EXERCISE GOAL: How many lines in the entries below include the string "components"? Answer with the number only.

INPUT DATA:

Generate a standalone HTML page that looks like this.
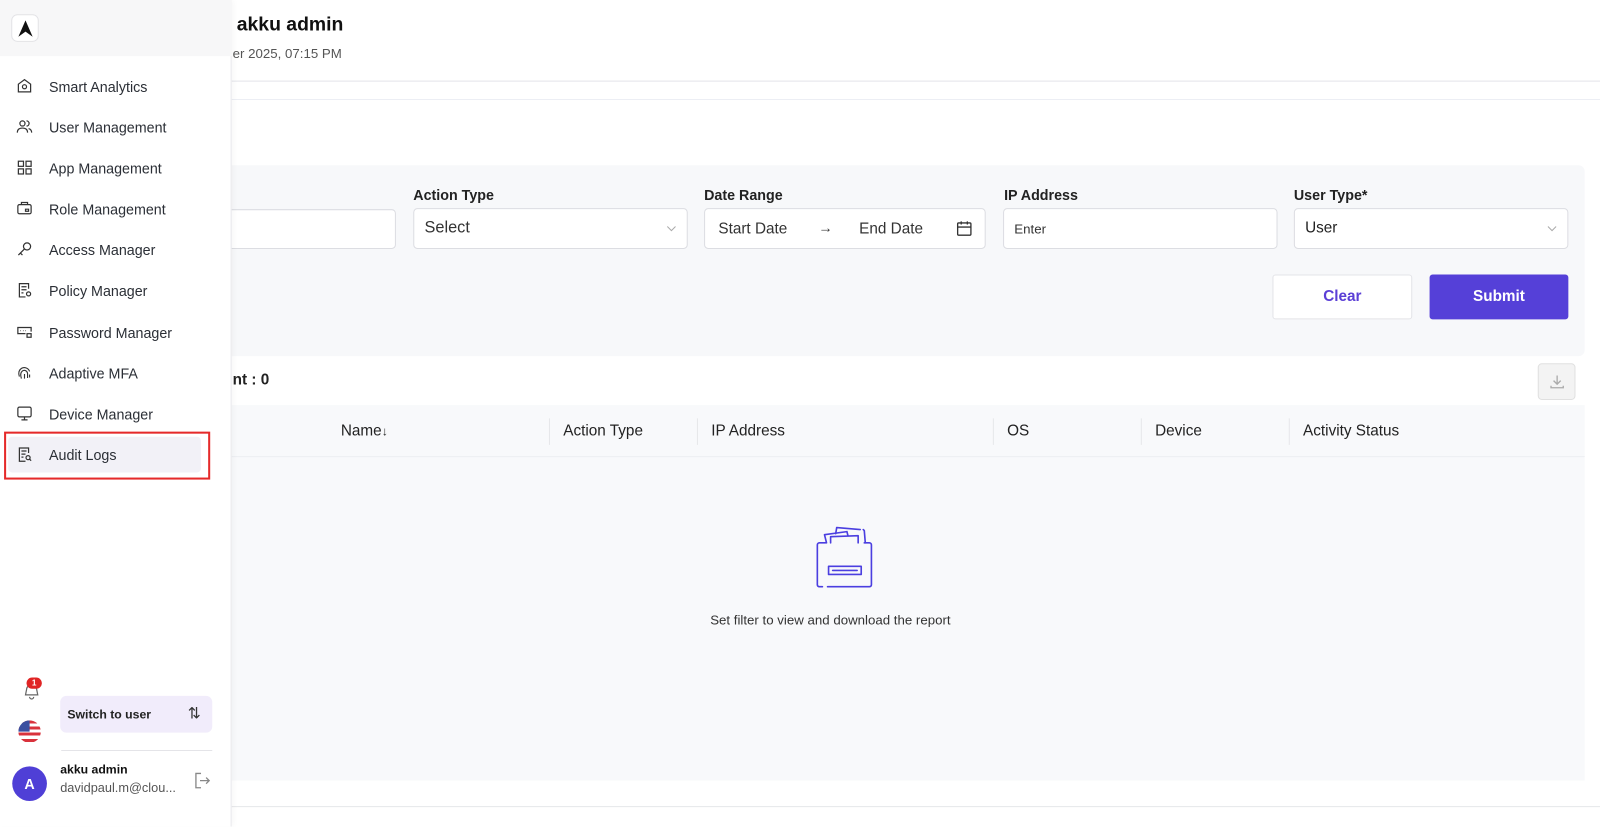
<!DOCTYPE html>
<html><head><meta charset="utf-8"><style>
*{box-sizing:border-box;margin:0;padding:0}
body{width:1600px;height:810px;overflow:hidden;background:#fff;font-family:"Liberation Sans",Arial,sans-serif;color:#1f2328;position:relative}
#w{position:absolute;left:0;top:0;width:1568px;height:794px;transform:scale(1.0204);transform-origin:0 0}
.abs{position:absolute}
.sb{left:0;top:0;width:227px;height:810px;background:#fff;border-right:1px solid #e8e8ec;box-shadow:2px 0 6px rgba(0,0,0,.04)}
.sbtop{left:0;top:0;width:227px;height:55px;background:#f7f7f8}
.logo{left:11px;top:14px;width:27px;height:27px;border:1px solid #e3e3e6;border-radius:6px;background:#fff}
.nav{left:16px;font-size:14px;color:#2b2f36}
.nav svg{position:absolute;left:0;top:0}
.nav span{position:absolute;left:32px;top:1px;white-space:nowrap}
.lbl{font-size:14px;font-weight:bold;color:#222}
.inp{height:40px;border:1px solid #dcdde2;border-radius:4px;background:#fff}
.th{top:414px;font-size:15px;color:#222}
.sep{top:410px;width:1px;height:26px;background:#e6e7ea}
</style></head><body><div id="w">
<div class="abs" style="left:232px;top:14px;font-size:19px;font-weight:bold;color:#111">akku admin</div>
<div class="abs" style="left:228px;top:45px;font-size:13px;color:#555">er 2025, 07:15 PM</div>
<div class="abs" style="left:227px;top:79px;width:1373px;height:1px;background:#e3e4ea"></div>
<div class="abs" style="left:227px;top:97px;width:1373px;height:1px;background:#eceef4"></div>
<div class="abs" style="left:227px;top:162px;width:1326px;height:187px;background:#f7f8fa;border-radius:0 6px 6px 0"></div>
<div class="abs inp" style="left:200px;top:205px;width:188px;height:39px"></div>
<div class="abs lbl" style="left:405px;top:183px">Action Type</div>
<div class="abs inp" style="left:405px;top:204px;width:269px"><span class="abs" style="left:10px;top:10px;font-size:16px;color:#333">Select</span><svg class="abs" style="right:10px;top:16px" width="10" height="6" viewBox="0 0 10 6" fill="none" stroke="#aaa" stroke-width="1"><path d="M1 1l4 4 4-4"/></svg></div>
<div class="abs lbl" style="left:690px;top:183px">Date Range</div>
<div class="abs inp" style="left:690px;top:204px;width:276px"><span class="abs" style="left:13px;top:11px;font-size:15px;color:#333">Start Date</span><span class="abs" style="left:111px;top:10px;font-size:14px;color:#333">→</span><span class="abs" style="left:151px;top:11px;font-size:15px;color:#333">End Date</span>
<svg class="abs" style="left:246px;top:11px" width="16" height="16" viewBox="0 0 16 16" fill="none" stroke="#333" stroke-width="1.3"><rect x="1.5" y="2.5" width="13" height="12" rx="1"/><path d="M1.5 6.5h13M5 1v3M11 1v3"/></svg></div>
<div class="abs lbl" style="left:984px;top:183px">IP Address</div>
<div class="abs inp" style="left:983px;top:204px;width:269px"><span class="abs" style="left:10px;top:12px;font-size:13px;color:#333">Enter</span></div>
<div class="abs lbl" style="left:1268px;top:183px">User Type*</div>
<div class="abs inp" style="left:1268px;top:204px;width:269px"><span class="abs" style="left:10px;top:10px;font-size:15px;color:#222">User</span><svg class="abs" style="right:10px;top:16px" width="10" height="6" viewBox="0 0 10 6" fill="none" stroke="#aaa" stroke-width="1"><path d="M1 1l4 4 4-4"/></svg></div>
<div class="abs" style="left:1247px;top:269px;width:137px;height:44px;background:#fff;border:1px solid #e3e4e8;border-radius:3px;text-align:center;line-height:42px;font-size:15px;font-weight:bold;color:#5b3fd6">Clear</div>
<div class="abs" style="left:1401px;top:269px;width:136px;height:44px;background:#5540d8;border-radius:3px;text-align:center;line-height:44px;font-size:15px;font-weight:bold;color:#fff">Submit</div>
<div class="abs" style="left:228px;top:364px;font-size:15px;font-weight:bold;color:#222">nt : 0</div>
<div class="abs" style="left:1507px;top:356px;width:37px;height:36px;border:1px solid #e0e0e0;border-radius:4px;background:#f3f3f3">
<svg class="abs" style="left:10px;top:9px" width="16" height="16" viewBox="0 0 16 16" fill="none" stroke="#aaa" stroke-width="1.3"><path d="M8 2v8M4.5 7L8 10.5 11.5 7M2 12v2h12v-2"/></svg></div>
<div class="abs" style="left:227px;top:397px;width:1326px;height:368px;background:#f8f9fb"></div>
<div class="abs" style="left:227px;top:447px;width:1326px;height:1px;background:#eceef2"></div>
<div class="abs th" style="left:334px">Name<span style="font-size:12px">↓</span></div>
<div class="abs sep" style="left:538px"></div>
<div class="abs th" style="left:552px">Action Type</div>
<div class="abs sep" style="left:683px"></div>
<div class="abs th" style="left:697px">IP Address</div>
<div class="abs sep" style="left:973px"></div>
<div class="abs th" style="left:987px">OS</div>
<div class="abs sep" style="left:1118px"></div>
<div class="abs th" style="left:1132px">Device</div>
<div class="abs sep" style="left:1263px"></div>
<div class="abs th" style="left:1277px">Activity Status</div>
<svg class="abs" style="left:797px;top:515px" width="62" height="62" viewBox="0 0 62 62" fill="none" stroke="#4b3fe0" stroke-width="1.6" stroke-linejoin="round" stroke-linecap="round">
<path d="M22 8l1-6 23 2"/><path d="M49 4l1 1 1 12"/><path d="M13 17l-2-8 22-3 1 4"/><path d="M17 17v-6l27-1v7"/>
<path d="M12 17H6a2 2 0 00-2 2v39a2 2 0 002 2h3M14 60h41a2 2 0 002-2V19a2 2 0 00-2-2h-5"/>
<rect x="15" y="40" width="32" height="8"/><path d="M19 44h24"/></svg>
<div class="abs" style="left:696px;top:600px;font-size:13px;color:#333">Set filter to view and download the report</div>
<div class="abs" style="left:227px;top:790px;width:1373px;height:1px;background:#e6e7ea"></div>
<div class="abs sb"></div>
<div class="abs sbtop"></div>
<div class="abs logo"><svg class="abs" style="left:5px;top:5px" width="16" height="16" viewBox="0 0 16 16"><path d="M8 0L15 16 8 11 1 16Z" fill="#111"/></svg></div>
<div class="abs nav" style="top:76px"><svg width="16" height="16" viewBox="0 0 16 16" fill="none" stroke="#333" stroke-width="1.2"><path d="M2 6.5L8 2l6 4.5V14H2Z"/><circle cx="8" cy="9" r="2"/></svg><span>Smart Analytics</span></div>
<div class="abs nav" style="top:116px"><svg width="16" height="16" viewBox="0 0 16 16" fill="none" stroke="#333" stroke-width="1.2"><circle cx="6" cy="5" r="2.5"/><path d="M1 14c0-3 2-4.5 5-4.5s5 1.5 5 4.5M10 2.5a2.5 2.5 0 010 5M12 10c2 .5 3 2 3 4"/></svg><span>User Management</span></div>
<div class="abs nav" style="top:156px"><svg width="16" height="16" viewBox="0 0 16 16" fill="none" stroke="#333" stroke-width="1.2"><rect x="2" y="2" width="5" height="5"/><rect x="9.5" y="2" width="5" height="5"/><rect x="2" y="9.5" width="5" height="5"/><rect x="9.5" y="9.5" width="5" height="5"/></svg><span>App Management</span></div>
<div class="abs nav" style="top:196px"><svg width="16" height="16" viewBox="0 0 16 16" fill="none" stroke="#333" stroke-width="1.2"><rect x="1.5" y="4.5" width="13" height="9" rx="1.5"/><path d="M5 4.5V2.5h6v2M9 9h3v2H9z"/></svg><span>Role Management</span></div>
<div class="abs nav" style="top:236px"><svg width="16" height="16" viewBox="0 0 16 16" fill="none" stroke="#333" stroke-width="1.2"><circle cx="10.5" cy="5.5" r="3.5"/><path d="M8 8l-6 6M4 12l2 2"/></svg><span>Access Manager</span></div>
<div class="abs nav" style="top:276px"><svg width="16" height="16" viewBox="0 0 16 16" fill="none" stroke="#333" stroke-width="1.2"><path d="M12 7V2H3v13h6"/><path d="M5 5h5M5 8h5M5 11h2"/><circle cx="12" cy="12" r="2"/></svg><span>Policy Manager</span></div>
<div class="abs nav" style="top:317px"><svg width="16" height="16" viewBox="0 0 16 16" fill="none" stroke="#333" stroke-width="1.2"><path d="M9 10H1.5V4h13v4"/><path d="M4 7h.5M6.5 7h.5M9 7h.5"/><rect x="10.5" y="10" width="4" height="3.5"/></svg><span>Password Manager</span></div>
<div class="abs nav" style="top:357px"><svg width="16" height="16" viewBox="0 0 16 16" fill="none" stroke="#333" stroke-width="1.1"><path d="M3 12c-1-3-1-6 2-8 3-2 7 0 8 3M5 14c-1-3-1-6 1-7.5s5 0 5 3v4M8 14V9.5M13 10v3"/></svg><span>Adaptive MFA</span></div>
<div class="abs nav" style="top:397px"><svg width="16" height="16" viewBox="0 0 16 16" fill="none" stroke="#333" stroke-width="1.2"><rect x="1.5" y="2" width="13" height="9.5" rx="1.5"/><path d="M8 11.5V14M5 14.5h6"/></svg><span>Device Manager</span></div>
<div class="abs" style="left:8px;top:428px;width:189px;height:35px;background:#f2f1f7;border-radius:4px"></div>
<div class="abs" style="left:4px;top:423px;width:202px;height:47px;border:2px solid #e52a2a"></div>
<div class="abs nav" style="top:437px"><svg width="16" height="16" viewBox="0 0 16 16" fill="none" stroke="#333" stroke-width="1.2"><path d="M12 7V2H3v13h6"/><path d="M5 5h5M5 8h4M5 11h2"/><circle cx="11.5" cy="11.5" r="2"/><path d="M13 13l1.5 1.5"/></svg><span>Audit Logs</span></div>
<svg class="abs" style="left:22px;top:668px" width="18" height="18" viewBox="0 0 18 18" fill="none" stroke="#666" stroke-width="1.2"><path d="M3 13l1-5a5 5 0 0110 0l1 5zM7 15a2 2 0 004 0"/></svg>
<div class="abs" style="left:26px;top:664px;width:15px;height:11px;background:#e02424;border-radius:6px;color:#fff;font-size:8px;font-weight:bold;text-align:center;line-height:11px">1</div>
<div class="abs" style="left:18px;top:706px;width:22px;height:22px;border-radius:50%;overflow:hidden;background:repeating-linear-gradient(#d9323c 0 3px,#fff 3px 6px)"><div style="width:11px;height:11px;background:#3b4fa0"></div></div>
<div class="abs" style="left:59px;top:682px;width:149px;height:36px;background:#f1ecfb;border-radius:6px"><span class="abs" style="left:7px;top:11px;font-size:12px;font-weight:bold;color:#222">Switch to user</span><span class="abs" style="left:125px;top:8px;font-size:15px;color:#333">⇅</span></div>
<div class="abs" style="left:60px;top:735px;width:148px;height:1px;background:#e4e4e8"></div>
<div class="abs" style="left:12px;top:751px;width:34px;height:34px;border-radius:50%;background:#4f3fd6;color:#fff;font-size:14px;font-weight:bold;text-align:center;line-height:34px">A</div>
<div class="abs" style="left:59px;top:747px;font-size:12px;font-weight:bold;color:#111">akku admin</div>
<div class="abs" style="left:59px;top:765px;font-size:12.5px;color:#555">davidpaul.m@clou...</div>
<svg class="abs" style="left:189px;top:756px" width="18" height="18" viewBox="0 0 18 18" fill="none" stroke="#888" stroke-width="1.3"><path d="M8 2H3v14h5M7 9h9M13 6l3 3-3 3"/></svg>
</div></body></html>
* * *
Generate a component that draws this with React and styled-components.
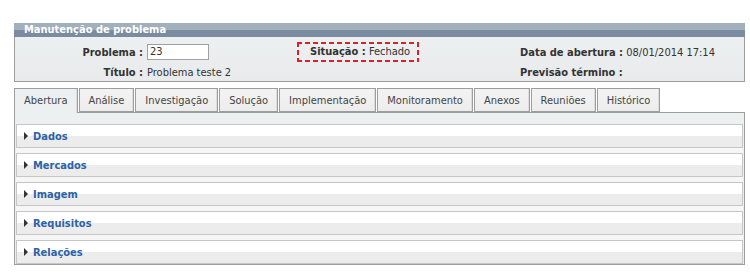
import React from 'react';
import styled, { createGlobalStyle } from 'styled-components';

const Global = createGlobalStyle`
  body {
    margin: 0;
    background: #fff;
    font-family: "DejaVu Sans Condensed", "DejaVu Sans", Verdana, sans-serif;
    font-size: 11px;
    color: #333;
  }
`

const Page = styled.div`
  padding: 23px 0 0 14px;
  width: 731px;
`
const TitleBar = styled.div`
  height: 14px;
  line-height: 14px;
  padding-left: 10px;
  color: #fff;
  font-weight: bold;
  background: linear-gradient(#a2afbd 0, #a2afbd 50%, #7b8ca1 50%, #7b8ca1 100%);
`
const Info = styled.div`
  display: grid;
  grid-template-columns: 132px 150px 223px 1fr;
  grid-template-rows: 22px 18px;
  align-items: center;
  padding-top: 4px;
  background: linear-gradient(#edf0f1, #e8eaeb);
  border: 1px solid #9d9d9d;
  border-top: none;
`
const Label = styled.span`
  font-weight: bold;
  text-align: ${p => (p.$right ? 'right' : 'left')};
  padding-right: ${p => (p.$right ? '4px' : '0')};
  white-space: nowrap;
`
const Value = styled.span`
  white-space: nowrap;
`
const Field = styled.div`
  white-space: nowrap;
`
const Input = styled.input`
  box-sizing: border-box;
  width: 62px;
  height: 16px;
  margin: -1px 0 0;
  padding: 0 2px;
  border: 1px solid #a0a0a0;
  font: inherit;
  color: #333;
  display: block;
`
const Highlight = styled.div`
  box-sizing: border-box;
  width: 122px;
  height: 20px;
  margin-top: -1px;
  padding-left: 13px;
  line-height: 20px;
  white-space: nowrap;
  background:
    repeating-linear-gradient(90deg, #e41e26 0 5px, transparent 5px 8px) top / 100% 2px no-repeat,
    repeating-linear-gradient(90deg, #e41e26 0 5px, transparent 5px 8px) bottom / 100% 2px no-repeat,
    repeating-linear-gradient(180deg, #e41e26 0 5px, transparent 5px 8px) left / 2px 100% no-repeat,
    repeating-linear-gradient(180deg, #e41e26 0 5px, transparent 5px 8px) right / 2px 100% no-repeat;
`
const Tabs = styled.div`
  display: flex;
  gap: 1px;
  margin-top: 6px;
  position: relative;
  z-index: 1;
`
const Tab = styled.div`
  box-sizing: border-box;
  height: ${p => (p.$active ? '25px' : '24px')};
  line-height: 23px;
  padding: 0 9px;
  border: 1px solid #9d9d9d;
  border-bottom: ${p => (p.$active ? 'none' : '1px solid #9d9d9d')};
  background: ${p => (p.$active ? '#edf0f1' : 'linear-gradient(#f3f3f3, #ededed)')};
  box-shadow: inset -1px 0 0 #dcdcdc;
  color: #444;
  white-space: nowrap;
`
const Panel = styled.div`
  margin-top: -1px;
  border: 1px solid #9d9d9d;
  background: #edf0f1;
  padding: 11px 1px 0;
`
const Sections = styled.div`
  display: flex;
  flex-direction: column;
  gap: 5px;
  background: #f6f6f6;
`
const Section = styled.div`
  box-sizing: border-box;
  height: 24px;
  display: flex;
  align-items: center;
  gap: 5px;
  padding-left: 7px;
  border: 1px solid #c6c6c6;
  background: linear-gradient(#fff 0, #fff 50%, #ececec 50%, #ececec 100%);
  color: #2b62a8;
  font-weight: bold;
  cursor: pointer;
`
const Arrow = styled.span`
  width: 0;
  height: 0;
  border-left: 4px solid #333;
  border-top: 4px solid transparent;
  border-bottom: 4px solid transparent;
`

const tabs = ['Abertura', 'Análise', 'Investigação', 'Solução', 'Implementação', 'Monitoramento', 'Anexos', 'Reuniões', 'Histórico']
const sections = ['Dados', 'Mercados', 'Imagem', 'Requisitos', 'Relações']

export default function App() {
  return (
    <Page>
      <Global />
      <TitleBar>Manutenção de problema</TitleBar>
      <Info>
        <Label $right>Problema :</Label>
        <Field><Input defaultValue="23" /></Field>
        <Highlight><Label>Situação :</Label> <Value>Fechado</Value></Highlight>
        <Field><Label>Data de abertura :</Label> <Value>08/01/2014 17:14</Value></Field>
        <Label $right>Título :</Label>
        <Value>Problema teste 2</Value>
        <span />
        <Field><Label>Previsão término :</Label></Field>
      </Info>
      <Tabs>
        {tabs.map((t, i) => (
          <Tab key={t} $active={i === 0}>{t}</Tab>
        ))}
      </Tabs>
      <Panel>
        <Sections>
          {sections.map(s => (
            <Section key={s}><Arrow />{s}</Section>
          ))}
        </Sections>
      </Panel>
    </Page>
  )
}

EXERCISE ANSWER: 2